I also got the chance to work with Terri Mayne and Kate Ross on Chapter 14 (‘Executive Functioning’), where I talk about our need for control and how this interrelates with our ability to function at a practical level. This chapter covers a number of important issues that are only just starting to get the attention they deserve. I feel that, traditionally, excessive attention has been paid to perceived deficits in our social skills and I hope our book will help redress the balance by providing a much more rounded view of autism in women and girls.
I wrote my contributions in a number of short bursts, sneaking off to write until eventually my son, Darragh, would track me down and drag me back to wherever he thought I should be — he has great motoric communication! I also had to run the gauntlet of Baz the cat attacking my pen or sitting on the keyboard. (Baz has a real thing for pens and pencils; he steals them and hides them under the mats in our hallway.)

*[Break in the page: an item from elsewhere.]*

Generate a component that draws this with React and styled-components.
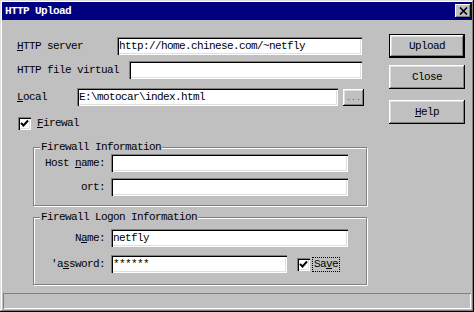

I have huge respect for the other women who are participating in this book and, for me, the process has been as rewarding as the product. I have learned so much along the way and feel privileged to have had this amazing opportunity to learn directly from women I greatly admire about both autism and writing, my two current passions. The combined knowledge and experience in this project is phenomenal. It felt like a constructive peer collaboration and I love how people have generously shared their thoughts and pooled ideas with such good humour — something I think shines through in the book. Each writer is excellent in their own right but something very special happened when a number of us came together, under Barb’s steady hand.
For me, Spectrum Women – Walking to the Beat of Autism is like a message in a bottle to our younger selves. I found growing up with undiagnosed autism a lonely and confusing experience (it wasn’t anyone’s fault — back in the 1970s and 1980s much less was known about autism than nowadays). Even though we span the globe, we could always relate to each other’s experiences and I found that extremely validating. If by sharing what we have learned on our own journeys we can make other women feel less alone, I would regard that as a huge success.